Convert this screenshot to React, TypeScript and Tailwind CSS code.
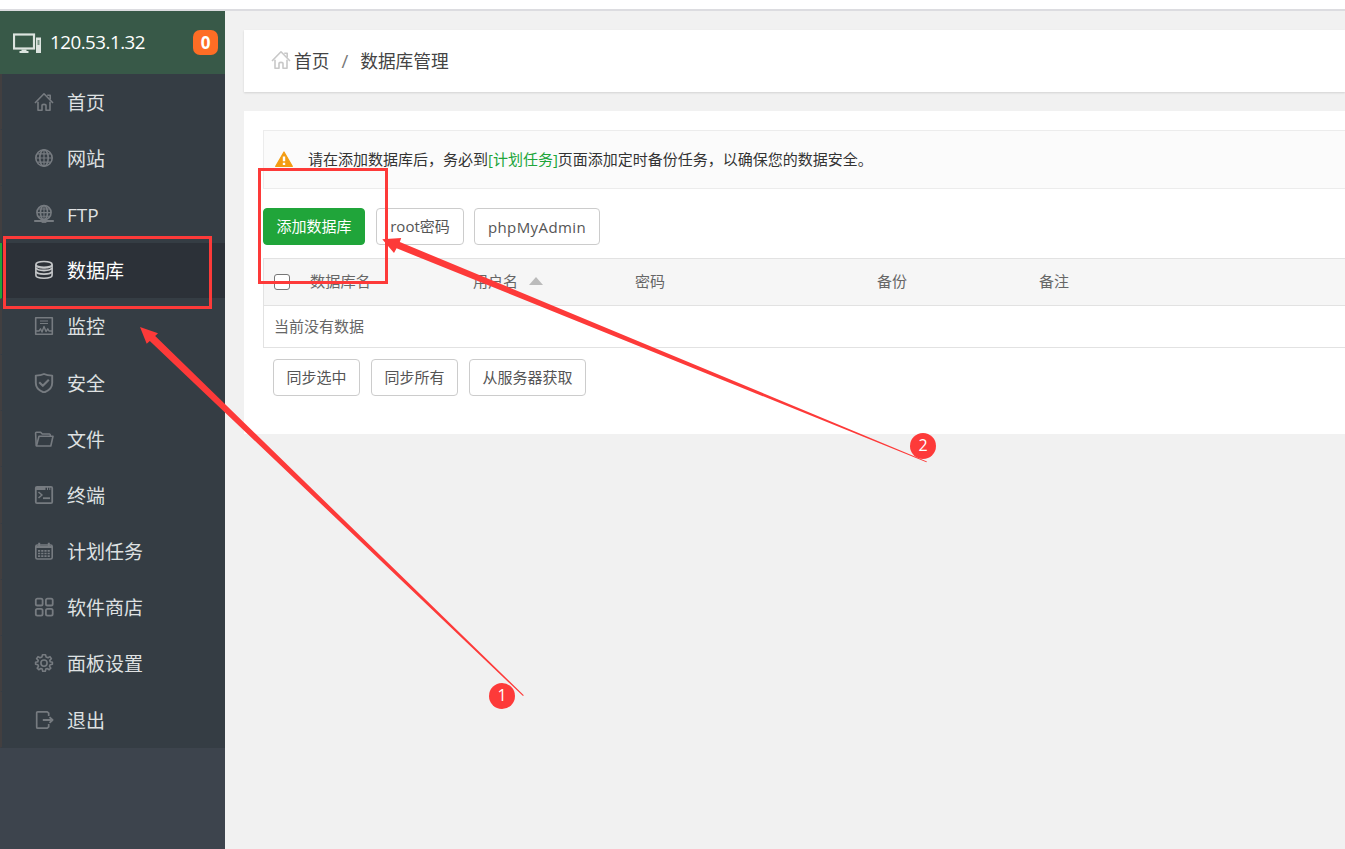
import React from "react";

type IconProps = { className?: string };

const Svg = ({ className = "", children }: IconProps & { children: React.ReactNode }) => (
  <svg
    viewBox="0 0 20 20"
    className={`h-5 w-5 shrink-0 ${className}`}
    fill="none"
    stroke="currentColor"
    strokeWidth="1.6"
    strokeLinejoin="round"
  >
    {children}
  </svg>
);

const HomeIcon = ({ className }: IconProps) => (
  <Svg className={className}>
    <path d="M1 11 L10 1.8 L19 11" />
    <path d="M13.2 3.2 H16.2 V7.6" />
    <path d="M4 9.8 V18.2 H8 V13.6 Q8 12.4 10 12.4 Q12 12.4 12 13.6 V18.2 H16 V9.8" />
  </Svg>
);
const GlobeIcon = () => (
  <Svg>
    <circle cx="10" cy="10" r="8.2" />
    <ellipse cx="10" cy="10" rx="4.2" ry="8.2" />
    <path d="M10 1.8 V18.2 M1.8 10 H18.2 M3.2 5.8 H16.8 M3.2 14.2 H16.8" strokeWidth="1.2" />
  </Svg>
);
const FtpIcon = () => (
  <Svg>
    <circle cx="10" cy="8.6" r="7.1" />
    <ellipse cx="10" cy="8.6" rx="3.5" ry="7.1" />
    <path d="M10 1.5 V15.5 M2.9 8.6 H17.1 M4.4 5 H15.6 M4.4 12.2 H15.6" strokeWidth="1.1" />
    <path d="M0.2 17 H19.8" strokeWidth="2" />
    <path d="M7.6 17 H12.4" strokeWidth="3.8" />
  </Svg>
);
const DatabaseIcon = () => (
  <Svg>
    <ellipse cx="10" cy="4.4" rx="8.1" ry="2.9" />
    <path d="M1.9 4.4 V15.3 C1.9 19.2 18.1 19.2 18.1 15.3 V4.4" />
    <path d="M2 8 C3.4 11.3 16.6 11.3 18 8 M2 11.6 C3.4 14.9 16.6 14.9 18 11.6" strokeWidth="1.9" />
    <path d="M2 6 C3.4 9 16.6 9 18 6" strokeWidth="1" />
  </Svg>
);
const MonitorIcon = () => (
  <Svg>
    <rect x="1.7" y="1.7" width="16.6" height="16.6" />
    <path d="M6 5 H14 M6 7.5 H14" strokeWidth="1.2" />
    <path d="M2 15 H5 L6.5 12.8 L8 16 L10 10.5 L12 15.5 L13.8 12.8 L15 15 H18" strokeWidth="1.4" />
  </Svg>
);
const ShieldIcon = () => (
  <Svg>
    <path d="M10 1 C12.5 2.3 15.5 2.6 18.2 2.6 V10 C18.2 15 14 18 10 19.5 C6 18 1.8 15 1.8 10 V2.6 C4.5 2.6 7.5 2.3 10 1 Z" strokeWidth="1.9" />
    <path d="M5.2 9.2 L8.8 12.8 L14.8 6.8" strokeWidth="2.1" />
  </Svg>
);
const FolderIcon = () => (
  <Svg>
    <path d="M2.2 16.6 L1.6 4 Q1.6 3.2 2.4 3.2 H6.6 L8.3 5 H15.6 Q16.4 5 16.4 7" />
    <path d="M2.4 17 L5 7.2 H19 L16.8 17 Z" />
  </Svg>
);
const TerminalIcon = () => (
  <Svg>
    <rect x="1.8" y="1.8" width="16.4" height="16.4" rx="1.2" strokeWidth="1.8" />
    <path d="M2 3.5 H11.5 M13 3.5 H14 M15.3 3.5 H16.3" strokeWidth="2.8" />
    <path d="M4.5 7 L8 10 L4.5 13" strokeWidth="1.6" />
    <path d="M9 13.2 H16" strokeWidth="1.8" />
  </Svg>
);
const CalendarIcon = () => (
  <Svg>
    <rect x="1.8" y="4" width="16.4" height="14" rx="1.6" />
    <path d="M2 6 H18" strokeWidth="2" />
    <path d="M5.2 1.7 V5 M14.8 1.7 V5" strokeWidth="2" />
    <path d="M4 9.8 H16 M4 12.5 H16 M4 15.2 H16" strokeWidth="1.7" strokeDasharray="2.2 1" />
  </Svg>
);
const AppsIcon = () => (
  <Svg>
    <rect x="1.8" y="1.7" width="6.8" height="6.8" rx="1.6" strokeWidth="1.8" />
    <rect x="11.9" y="1.7" width="6.8" height="6.8" rx="1.6" strokeWidth="1.8" />
    <rect x="1.8" y="11.8" width="6.8" height="6.8" rx="1.6" strokeWidth="1.8" />
    <rect x="11.9" y="11.8" width="6.8" height="6.8" rx="1.6" strokeWidth="1.8" />
  </Svg>
);
const GearIcon = () => (
  <Svg>
    <path d="M8.5 1.7 H11.5 L12.1 4 L14 4.8 L16 3.6 L17.4 5.6 L15.8 7.2 L16.2 8.8 L18.4 9.3 V11.2 L16.1 11.7 L15.5 13.2 L16.8 15.2 L15.2 16.7 L13.2 15.5 L11.8 16.1 L11.3 18.3 H8.7 L8.2 16.1 L6.8 15.5 L4.8 16.7 L3.2 15.2 L4.5 13.2 L3.9 11.7 L1.6 11.2 V9.3 L3.8 8.8 L4.2 7.2 L2.6 5.6 L4 3.6 L6 4.8 L7.9 4 Z" />
    <circle cx="10" cy="10.1" r="3.1" />
  </Svg>
);
const ExitIcon = () => (
  <Svg>
    <path d="M14.7 6 V3.2 L13.2 1.8 H3.7 Q2.7 1.8 2.7 2.8 V17.2 Q2.7 18.2 3.7 18.2 H13.2 L14.7 16.8 V14" strokeWidth="1.7" />
    <path d="M8.8 10 H18.5 M15.5 7.2 L18.6 10 L15.5 12.8" strokeWidth="1.8" />
  </Svg>
);

const menu = [
  { label: "首页", Icon: HomeIcon },
  { label: "网站", Icon: GlobeIcon },
  { label: "FTP", Icon: FtpIcon },
  { label: "数据库", Icon: DatabaseIcon, active: true },
  { label: "监控", Icon: MonitorIcon },
  { label: "安全", Icon: ShieldIcon },
  { label: "文件", Icon: FolderIcon },
  { label: "终端", Icon: TerminalIcon },
  { label: "计划任务", Icon: CalendarIcon },
  { label: "软件商店", Icon: AppsIcon },
  { label: "面板设置", Icon: GearIcon },
  { label: "退出", Icon: ExitIcon },
];

const Sidebar = () => (
  <aside className="flex w-[225px] shrink-0 flex-col bg-[#3d444d]">
    <header className="flex h-[63px] shrink-0 items-center bg-[#385948] pr-[7px] pl-[13px] text-white">
      <svg viewBox="0 0 28 20" className="h-5 w-7 shrink-0" fill="none" stroke="#dce4df">
        <rect x="1" y="1.5" width="20" height="14" strokeWidth="2.2" />
        <path d="M6.5 19 H15.5" strokeWidth="2" />
        <path d="M8.5 17.5 H13.5" strokeWidth="2" />
        <rect x="23" y="4.5" width="5" height="15.5" fill="#dce4df" stroke="none" />
        <path d="M25.5 7 V12" stroke="#789484" strokeWidth="2" />
      </svg>
      <span className="ml-[9px] text-[18.75px] leading-none tracking-[-0.5px]">120.53.1.32</span>
      <span className="ml-auto flex h-[25px] w-[25px] items-center justify-center rounded-[7px] bg-[#fe6d25] text-[17px] leading-none font-bold">
        0
      </span>
    </header>
    <ul className="bg-[#353d44]">
      {menu.map(({ label, Icon, active }) => (
        <li
          key={label}
          className={`flex h-[56.2px] items-center border-b border-l-2 border-b-[#353d44] pl-8 ${
            active ? "border-l-[#20a53a] bg-[#2c3138] text-white" : "border-l-[#423f40] text-[#dfe1e2]"
          }`}
        >
          <span className={active ? "text-[#c5c7c9]" : "text-[#767b80]"}>
            <Icon />
          </span>
          <span className="ml-[13px] pt-[3px] text-[19px] leading-none">{label}</span>
        </li>
      ))}
    </ul>
  </aside>
);

const outlineButton = "border-[#cccccc] bg-white text-[#555]";
const primaryButton = "border-[#20a53a] bg-[#20a53a] text-white";

const Button = ({
  children,
  className,
  primary = false,
}: {
  children: React.ReactNode;
  className: string;
  primary?: boolean;
}) => (
  <button
    className={`flex h-[37px] shrink-0 items-center justify-center rounded-[4px] border text-[15px] leading-none whitespace-nowrap ${
      primary ? primaryButton : outlineButton
    } ${className}`}
  >
    {children}
  </button>
);

const Notice = () => (
  <div className="flex h-[59px] items-center border border-r-0 border-[#ececec] bg-[#fbfbfb] pl-[10px] text-[15px] text-[#333]">
    <svg viewBox="0 0 20 18" className="mb-[2px] h-[18px] w-5 shrink-0">
      <path d="M10 2 L18.3 16.4 H1.7 Z" fill="#f39c12" stroke="#f39c12" strokeWidth="1.2" strokeLinejoin="round" />
      <path d="M10 6.4 V11.2 M10 12.8 V15" stroke="#fff" strokeWidth="2.4" />
    </svg>
    <span className="ml-[14px] whitespace-nowrap">
      请在添加数据库后，务必到<span className="text-[#20a53a]">[计划任务]</span>页面添加定时备份任务，以确保您的数据安全。
    </span>
  </div>
);

const DatabaseTable = () => (
  <div className="mt-[13px] border border-r-0 border-[#e2e2e2] text-[15px] text-[#666]">
    <div className="grid h-[46px] grid-cols-[36px_162px_162px_242px_162px_1fr] items-center bg-[#f6f6f6] pb-[2px] pl-[10px]">
      <span className="mt-[2px] h-4 w-4 rounded-[3px] border border-[#767676] bg-white" />
      <span className="text-[15.2px]">数据库名</span>
      <span className="flex items-center pl-[1px]">
        用户名
        <svg viewBox="0 0 14 8" className="ml-[11px] h-2 w-[14px]">
          <path d="M7 0 L14 8 H0 Z" fill="#bbb" />
        </svg>
      </span>
      <span className="pl-[1px]">密码</span>
      <span className="pl-[1px]">备份</span>
      <span className="pl-[1px]">备注</span>
    </div>
    <div className="flex h-[42px] items-center border-t border-[#e2e2e2] pl-[10px]">当前没有数据</div>
  </div>
);

const Annotations = () => (
  <div className="pointer-events-none absolute inset-0">
    <div className="absolute top-[236px] left-[3px] h-[73px] w-[209px] border-[3px] border-[#fd3a39]" />
    <div className="absolute top-[168px] left-[258px] h-[116px] w-[130px] border-[3px] border-[#fd3a39]" />
    <svg viewBox="0 0 1345 849" className="absolute inset-0 h-full w-full" fill="#fd3a39">
      <path d="M140 327 L158 333.3 L155.2 336 L523.8 695.2 L523 696 L149.8 341 L146.7 343.8 Z" />
      <path d="M382.3 239.3 L401.2 238 L399.8 242 L926.9 461.4 L926.5 462.3 L396.6 248.3 L394 253 Z" />
    </svg>
    <span className="absolute top-[683px] left-[489px] flex h-[26px] w-[26px] items-center justify-center rounded-full bg-[#fd3a39] pb-[3px] text-[16px] leading-none text-white">
      1
    </span>
    <span className="absolute top-[433px] left-[910px] flex h-[26px] w-[26px] items-center justify-center rounded-full bg-[#fd3a39] pb-[3px] text-[16px] leading-none text-white">
      2
    </span>
  </div>
);

export default function App() {
  return (
    <div className="relative flex h-[849px] w-full flex-col overflow-hidden bg-white font-['Open_Sans','Noto_Sans_CJK_SC',sans-serif]">
      <div className="h-[11px] shrink-0 border-b-2 border-[#dcdce0]" />
      <div className="flex min-h-0 flex-1">
        <Sidebar />
        <main className="min-w-0 flex-1 bg-[#f1f1f1] pt-[19px] pl-[19px]">
          <nav className="flex h-[62px] items-center bg-white pl-7 text-[17.7px] text-[#444] shadow-[0_1px_2px_rgba(0,0,0,0.13)]">
            <HomeIcon className="-ml-[1px] mb-[2px] text-[#c8c8c8]" />
            <span className="ml-[3px]">首页</span>
            <span className="mx-[12px] text-[18.5px] text-[#777]">/</span>
            <span>数据库管理</span>
          </nav>
          <section className="mt-[19px] h-[323px] bg-white pt-[19px] pl-[19px]">
            <Notice />
            <div className="mt-[19px] flex">
              <Button primary className="mr-[11px] w-[102px]">添加数据库</Button>
              <Button className="mr-[10px] w-[88px]">root密码</Button>
              <Button className="w-[126px] pt-[2px] tracking-[0.4px]">phpMyAdmin</Button>
            </div>
            <DatabaseTable />
            <div className="mt-[11px] flex gap-[11px] pl-[10px]">
              <Button className="w-[87px]">同步选中</Button>
              <Button className="w-[87px]">同步所有</Button>
              <Button className="w-[117px]">从服务器获取</Button>
            </div>
          </section>
        </main>
      </div>
      <Annotations />
    </div>
  );
}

---------------

> _Given exercise_:
Look over the listing. Pull out every line with the string "React" in it.

> _Output for this exercise_:
Convert this screenshot to React, TypeScript and Tailwind CSS code.
import React from "react";
const Svg = ({ className = "", children }: IconProps & { children: React.ReactNode }) => (
  children: React.ReactNode;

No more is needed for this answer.